Task objective: Gather every line holding the string "components".
* start Supplied information *
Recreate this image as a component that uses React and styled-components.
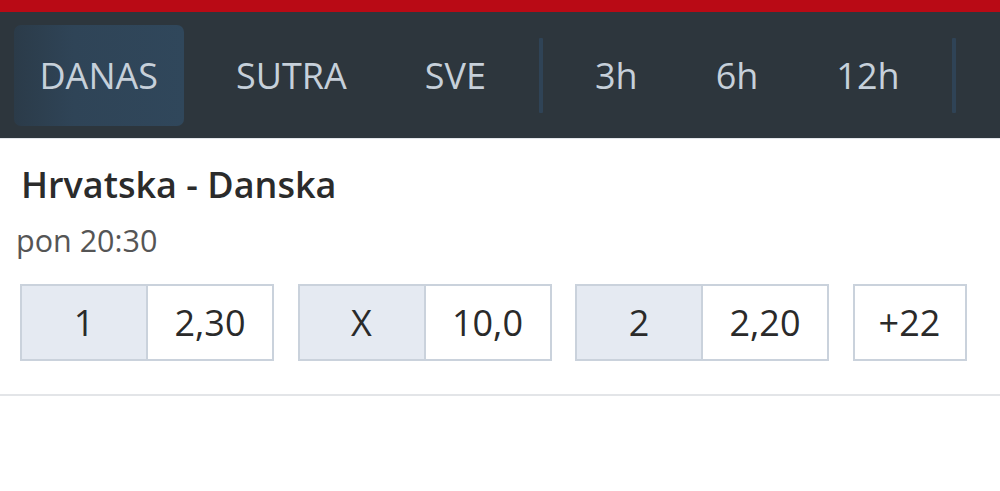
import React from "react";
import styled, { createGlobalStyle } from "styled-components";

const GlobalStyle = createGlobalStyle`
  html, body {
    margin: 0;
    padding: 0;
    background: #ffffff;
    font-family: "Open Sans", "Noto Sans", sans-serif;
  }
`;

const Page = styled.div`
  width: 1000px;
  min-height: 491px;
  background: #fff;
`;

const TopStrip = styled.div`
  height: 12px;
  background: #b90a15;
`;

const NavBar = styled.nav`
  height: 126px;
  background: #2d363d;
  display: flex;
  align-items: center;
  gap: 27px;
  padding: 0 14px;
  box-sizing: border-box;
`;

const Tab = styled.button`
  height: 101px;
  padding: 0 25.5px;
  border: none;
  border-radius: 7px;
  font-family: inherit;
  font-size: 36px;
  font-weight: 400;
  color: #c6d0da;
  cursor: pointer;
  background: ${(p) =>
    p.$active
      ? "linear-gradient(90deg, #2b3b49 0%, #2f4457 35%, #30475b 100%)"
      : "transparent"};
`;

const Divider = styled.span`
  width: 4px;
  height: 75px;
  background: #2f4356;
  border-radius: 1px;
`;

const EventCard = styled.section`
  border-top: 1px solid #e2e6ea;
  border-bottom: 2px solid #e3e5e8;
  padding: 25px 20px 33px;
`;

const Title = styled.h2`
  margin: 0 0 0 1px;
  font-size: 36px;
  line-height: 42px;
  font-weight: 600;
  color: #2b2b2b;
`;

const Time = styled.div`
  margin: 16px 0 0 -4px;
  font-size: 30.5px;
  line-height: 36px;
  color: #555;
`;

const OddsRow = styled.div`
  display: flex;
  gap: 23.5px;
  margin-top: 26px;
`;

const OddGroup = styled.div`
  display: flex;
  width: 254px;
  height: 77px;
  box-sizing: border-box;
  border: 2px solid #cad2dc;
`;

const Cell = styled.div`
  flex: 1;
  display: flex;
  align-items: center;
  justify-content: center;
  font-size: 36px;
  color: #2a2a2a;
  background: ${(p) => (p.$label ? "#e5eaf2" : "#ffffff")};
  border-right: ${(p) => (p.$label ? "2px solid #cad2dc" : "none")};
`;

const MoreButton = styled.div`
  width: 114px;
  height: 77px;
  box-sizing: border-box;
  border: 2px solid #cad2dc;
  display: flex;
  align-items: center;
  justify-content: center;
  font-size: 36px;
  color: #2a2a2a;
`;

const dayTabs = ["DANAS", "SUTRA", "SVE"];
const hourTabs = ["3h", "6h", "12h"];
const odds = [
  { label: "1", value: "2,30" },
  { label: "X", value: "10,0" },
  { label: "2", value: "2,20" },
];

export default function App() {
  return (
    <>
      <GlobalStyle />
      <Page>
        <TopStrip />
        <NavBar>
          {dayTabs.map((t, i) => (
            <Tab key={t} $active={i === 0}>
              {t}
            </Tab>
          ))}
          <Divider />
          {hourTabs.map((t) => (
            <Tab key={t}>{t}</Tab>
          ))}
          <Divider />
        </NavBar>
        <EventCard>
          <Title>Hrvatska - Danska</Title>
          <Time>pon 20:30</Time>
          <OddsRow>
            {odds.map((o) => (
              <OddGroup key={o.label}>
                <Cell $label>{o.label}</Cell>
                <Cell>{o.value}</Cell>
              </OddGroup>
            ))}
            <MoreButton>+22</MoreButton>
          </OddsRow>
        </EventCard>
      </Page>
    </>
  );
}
* end Supplied information *
Solution to the exercise:
Recreate this image as a component that uses React and styled-components.
import styled, { createGlobalStyle } from "styled-components";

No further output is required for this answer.